##### Stored records #####
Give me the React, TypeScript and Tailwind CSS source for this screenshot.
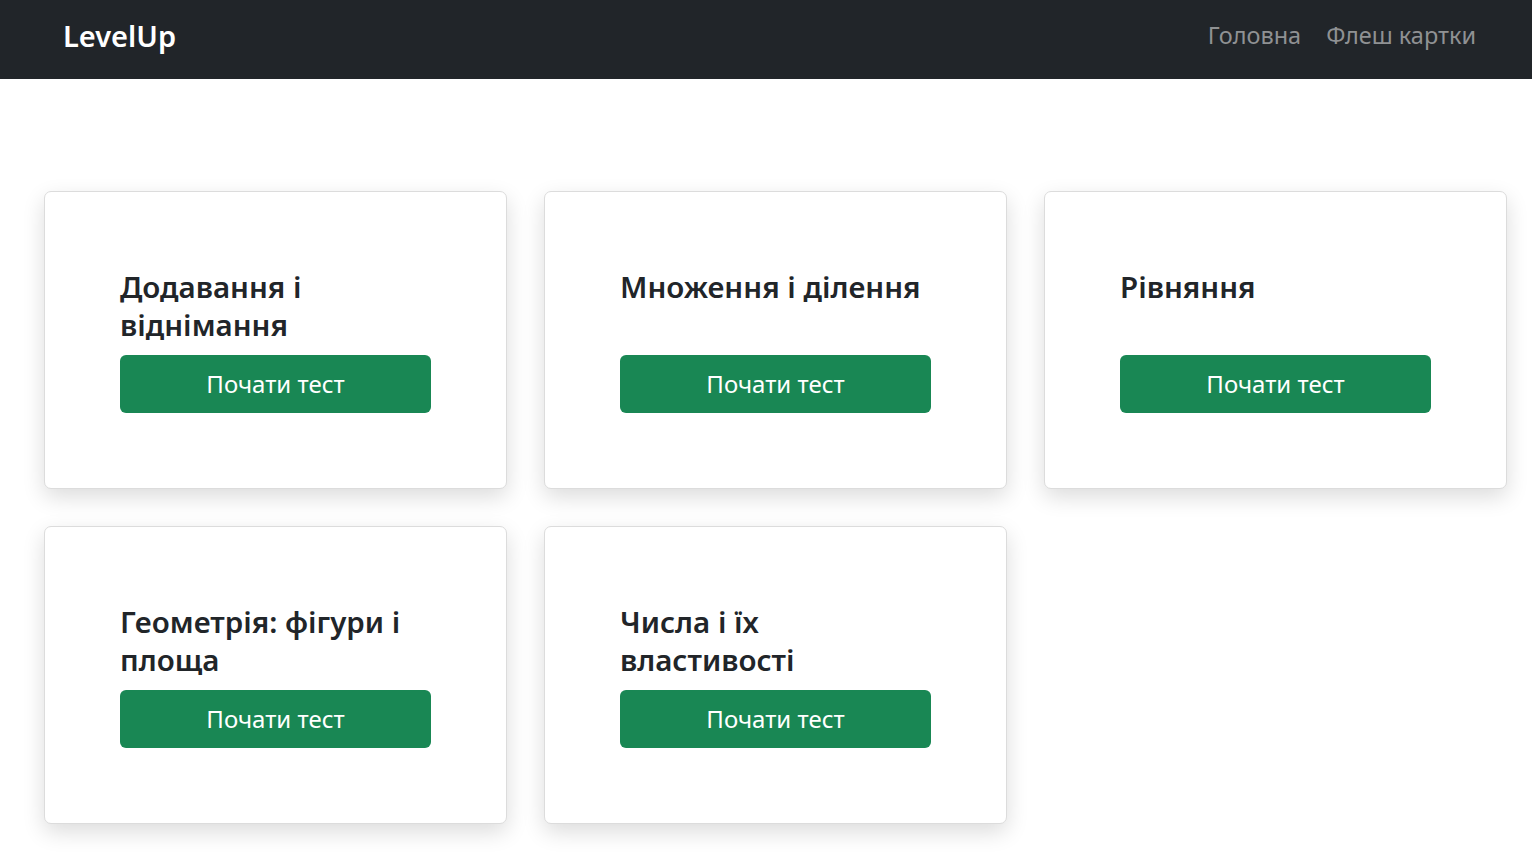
const tests = [
  "Додавання і віднімання",
  "Множення і ділення",
  "Рівняння",
  "Геометрія: фігури і площа",
  "Числа і їх властивості",
];

export default function App() {
  return (
    <div className="min-h-screen bg-white font-['Noto_Sans',sans-serif] text-[#212529]">
      <nav className="flex h-[79px] items-center justify-between bg-[#212529] pb-[8px] pl-[63px] pr-[56px]">
        <a href="#" className="text-[29px] font-semibold text-white">
          LevelUp
        </a>
        <div className="flex gap-[25px] text-[23.5px] text-[#8f9193]">
          <a href="#">Головна</a>
          <a href="#">Флеш картки</a>
        </div>
      </nav>

      <main className="grid grid-cols-[repeat(3,463px)] gap-x-[37px] gap-y-[37px] pl-[44px] pt-[112px]">
        {tests.map((title) => (
          <div
            key={title}
            className="h-[298px] rounded-[7px] border border-[#dcdcdc] bg-white px-[75px] pt-[76px] shadow-[0_8px_22px_rgba(0,0,0,0.14)]"
          >
            <h3 className="mb-[10px] h-[77px] w-[311px] text-[29.5px] font-semibold leading-[38px]">
              {title}
            </h3>
            <button className="h-[58px] w-[311px] rounded-[6px] bg-[#198754] text-[24px] text-white">
              Почати тест
            </button>
          </div>
        ))}
      </main>
    </div>
  );
}
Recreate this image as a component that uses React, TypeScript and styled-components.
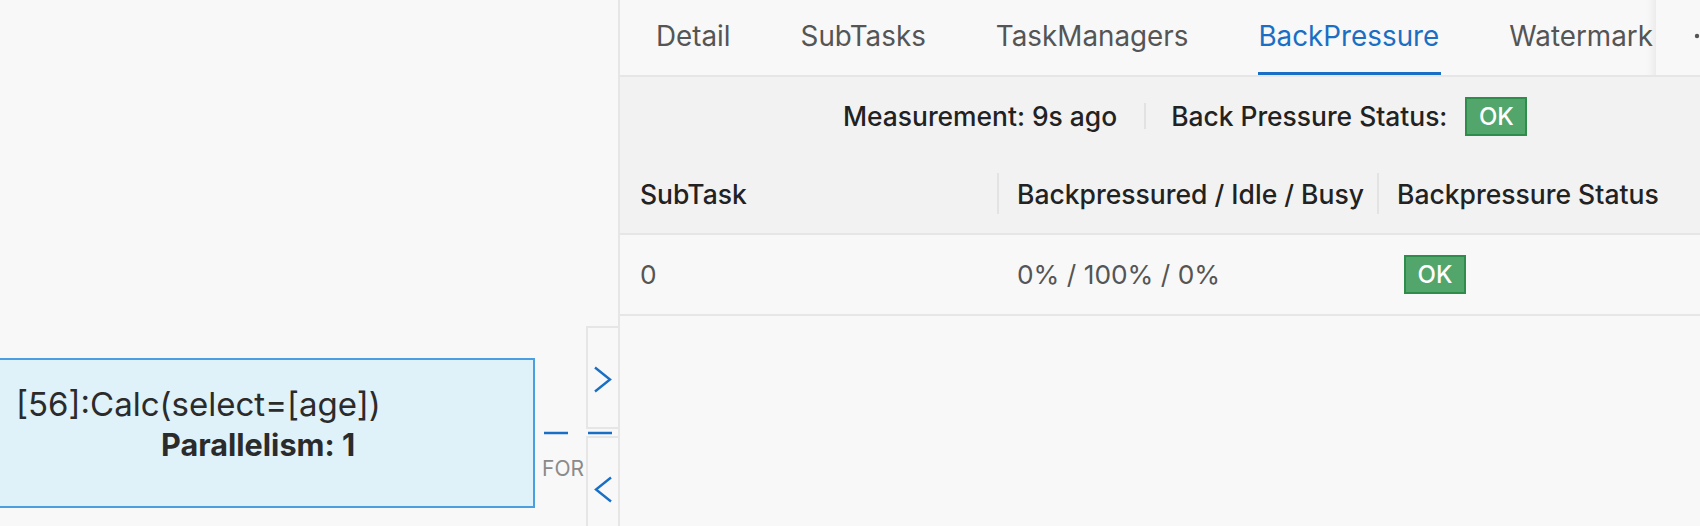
import React from 'react';
import styled, { createGlobalStyle } from 'styled-components';

const Global = createGlobalStyle`
  html, body { margin: 0; padding: 0; background: #f8f8f8; }
  body { font-family: Inter, "Noto Sans", sans-serif; -webkit-font-smoothing: antialiased; }
  #root { width: 1700px; height: 526px; overflow: hidden; }
`;

const BLUE = '#1a6fc5';

const Page = styled.div`
  display: flex;
  width: 1700px;
  height: 526px;
  overflow: hidden;
  background: #f8f8f8;
`;

const Canvas = styled.div`
  position: relative;
  flex: none;
  width: 618px;
  height: 100%;
  overflow: hidden;
`;

const Node = styled.div`
  position: absolute;
  left: -2px;
  top: 358px;
  width: 537px;
  height: 150px;
  box-sizing: border-box;
  border: 2px solid #4a9fe1;
  background: #dff1f9;
  padding-top: 26px;
  padding-left: 16px;
  color: #2b2b2b;
  line-height: 37px;
  white-space: nowrap;
`;

const NodeTitle = styled.div`
  font-size: 33px;
  font-weight: 400;
`;

const NodeMeta = styled.div`
  font-size: 30.6px;
  font-weight: 700;
  margin: 3px 0 0 145px;
`;

const Edge = styled.svg`
  position: absolute;
  left: 535px;
  top: 428px;
  overflow: visible;
`;

const EdgeLabel = styled.div`
  position: absolute;
  left: 542px;
  top: 456px;
  font-size: 21px;
  line-height: 26px;
  color: #8a8a8a;
  white-space: nowrap;
`;

const Toggle = styled.div<{ $top: number; $h: number }>`
  position: absolute;
  left: 586px;
  top: ${(p) => p.$top}px;
  width: 32px;
  height: ${(p) => p.$h}px;
  box-sizing: border-box;
  border: 2px solid #e6e6e6;
  border-right: none;
  background: #f8f8f8;
  display: flex;
  align-items: ${(p) => (p.$h > 100 ? 'flex-start' : 'center')};
  justify-content: center;
  padding-top: ${(p) => (p.$h > 100 ? 38 : 0)}px;
`;

const Panel = styled.div`
  flex: 1;
  min-width: 0;
  border-left: 2px solid #e6e6e6;
  display: flex;
  flex-direction: column;
  color: #222;
`;

const TabBar = styled.div`
  display: flex;
  height: 75px;
  border-bottom: 2px solid #e6e6e6;
  background: #f8f8f8;
`;

const TabList = styled.div`
  flex: none;
  width: 1036px;
  display: flex;
  gap: 70px;
  padding: 0 0 4px 36px;
  box-sizing: border-box;
  overflow: hidden;
  box-shadow: inset -12px 0 10px -10px rgba(0, 0, 0, 0.08);
`;

const Tab = styled.div<{ $active?: boolean }>`
  position: relative;
  display: flex;
  align-items: center;
  font-size: 27.8px;
  white-space: nowrap;
  color: ${(p) => (p.$active ? BLUE : '#555')};
  &::after {
    content: '';
    display: ${(p) => (p.$active ? 'block' : 'none')};
    position: absolute;
    left: 0;
    right: -2px;
    bottom: -5px;
    height: 4px;
    background: ${BLUE};
  }
`;

const More = styled.div`
  flex: none;
  display: flex;
  align-items: center;
  padding: 0 0 4px 37px;
`;

const Summary = styled.div`
  height: 78px;
  display: flex;
  align-items: center;
  padding-left: 223px;
  background: #f2f2f2;
  font-size: 26.4px;
  font-weight: 500;
  color: #222;
  white-space: nowrap;
`;

const Divider = styled.span`
  width: 2px;
  height: 26px;
  background: #e2e2e2;
  margin: 0 25px 0 27px;
`;

const Badge = styled.span<{ $offset?: number }>`
  display: inline-flex;
  align-items: center;
  justify-content: center;
  width: 62px;
  height: 39px;
  box-sizing: border-box;
  margin-left: ${(p) => p.$offset ?? 0}px;
  background: #52a56b;
  border: 2px solid #2e8d4b;
  color: #fff;
  font-size: 24px;
  font-weight: 500;
`;

const Table = styled.div`
  display: grid;
  grid-template-columns: 377px 380px 1fr;
`;

const HeadCell = styled.div<{ $sep?: boolean }>`
  position: relative;
  height: 78px;
  display: flex;
  align-items: center;
  padding-left: 20px;
  background: #f2f2f2;
  border-bottom: 2px solid #e6e6e6;
  font-size: 26.5px;
  font-weight: 500;
  color: #222;
  white-space: nowrap;
  &::before {
    content: '';
    display: ${(p) => (p.$sep ? 'block' : 'none')};
    position: absolute;
    left: 0;
    top: 18px;
    width: 2px;
    height: 41px;
    background: #e3e3e3;
  }
`;

const Cell = styled.div`
  height: 79px;
  display: flex;
  align-items: center;
  padding-left: 20px;
  border-bottom: 2px solid #e6e6e6;
  background: #f8f8f8;
  font-size: 26.3px;
  color: #555;
  white-space: nowrap;
`;

const Chevron = ({ dir }: { dir: 'right' | 'left' }) => (
  <svg width="20" height="27" viewBox="0 0 20 27">
    <polyline
      points={dir === 'right' ? '2,1.5 17,13.5 2,25.5' : '18,1.5 3,13.5 18,25.5'}
      fill="none"
      stroke={BLUE}
      strokeWidth="2.4"
    />
  </svg>
);

const Ellipsis = () => (
  <svg width="30" height="8" viewBox="0 0 30 8">
    <circle cx="4" cy="4" r="2.2" fill="#555" />
    <circle cx="14" cy="4" r="2.2" fill="#555" />
    <circle cx="24" cy="4" r="2.2" fill="#555" />
  </svg>
);

export default function App() {
  return (
    <>
      <Global />
      <Page>
        <Canvas>
          <Node>
            <NodeTitle>[56]:Calc(select=[age])</NodeTitle>
            <NodeMeta>Parallelism: 1</NodeMeta>
          </Node>
          <Edge width="90" height="10">
            <line x1="9" y1="5" x2="85" y2="5" stroke={BLUE} strokeWidth="2.4" strokeDasharray="24 20" />
          </Edge>
          <EdgeLabel>FOR</EdgeLabel>
          <Toggle $top={326} $h={103}>
            <Chevron dir="right" />
          </Toggle>
          <Toggle $top={436} $h={110}>
            <Chevron dir="left" />
          </Toggle>
        </Canvas>
        <Panel>
          <TabBar>
            <TabList>
              <Tab>Detail</Tab>
              <Tab>SubTasks</Tab>
              <Tab>TaskManagers</Tab>
              <Tab $active>BackPressure</Tab>
              <Tab>Watermark</Tab>
            </TabList>
            <More>
              <Ellipsis />
            </More>
          </TabBar>
          <Summary>
            <span>Measurement: 9s ago</span>
            <Divider />
            <span>Back Pressure Status:</span>
            <Badge $offset={18}>OK</Badge>
          </Summary>
          <Table>
            <HeadCell>SubTask</HeadCell>
            <HeadCell $sep>Backpressured / Idle / Busy</HeadCell>
            <HeadCell $sep>Backpressure Status</HeadCell>
            <Cell>0</Cell>
            <Cell>0% / 100% / 0%</Cell>
            <Cell>
              <Badge $offset={7}>OK</Badge>
            </Cell>
          </Table>
        </Panel>
      </Page>
    </>
  );
}
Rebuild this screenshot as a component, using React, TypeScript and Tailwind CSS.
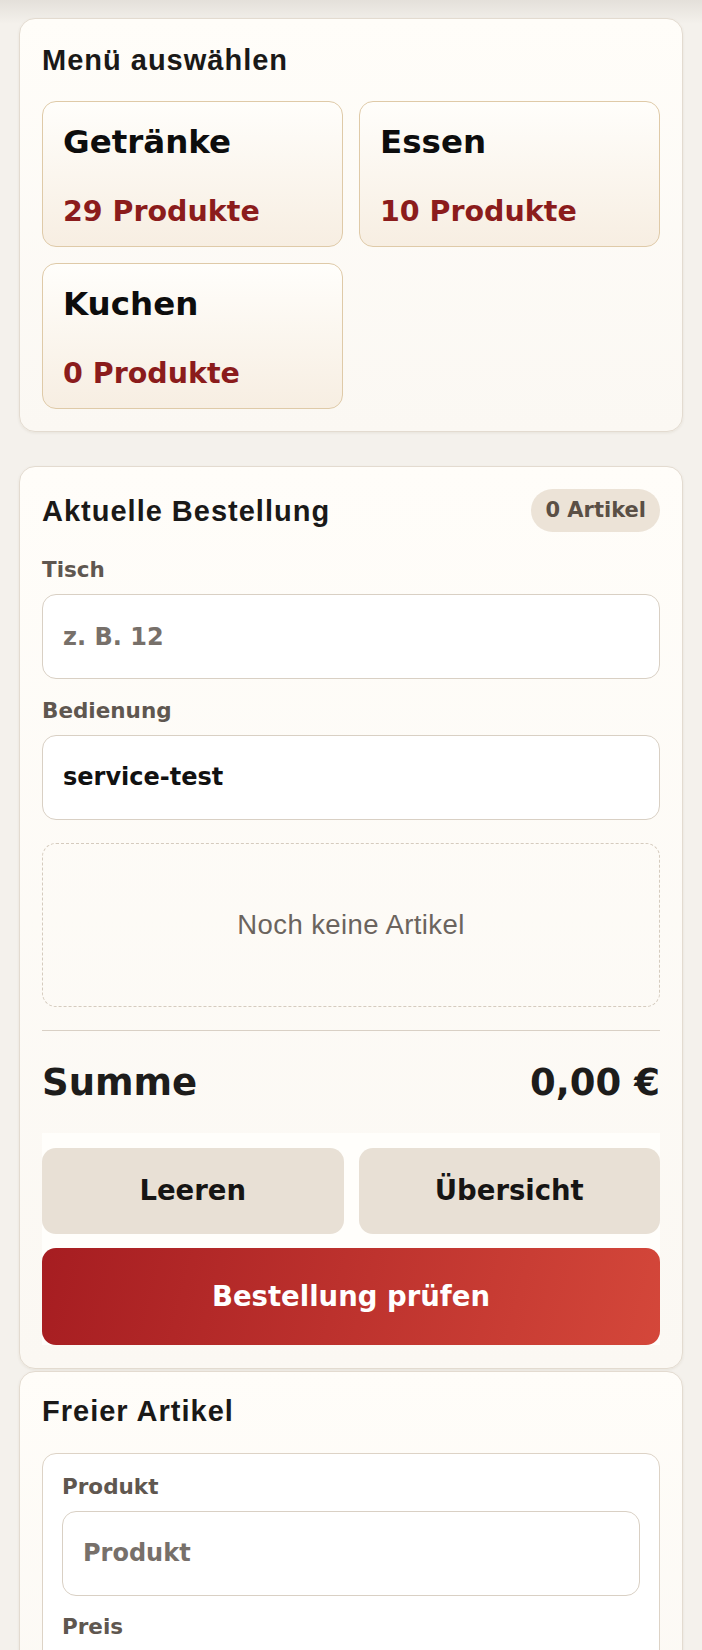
#####
* [Short task]: Take every line containing the word "React" and copy it.

* [Reply to the task]:
Give me the React, TypeScript and Tailwind CSS source for this screenshot.
Recreate this image as a component that uses React, TypeScript and styled-components.
import React from 'react';
Rebuild this screenshot as a component, using React, TypeScript and Tailwind CSS.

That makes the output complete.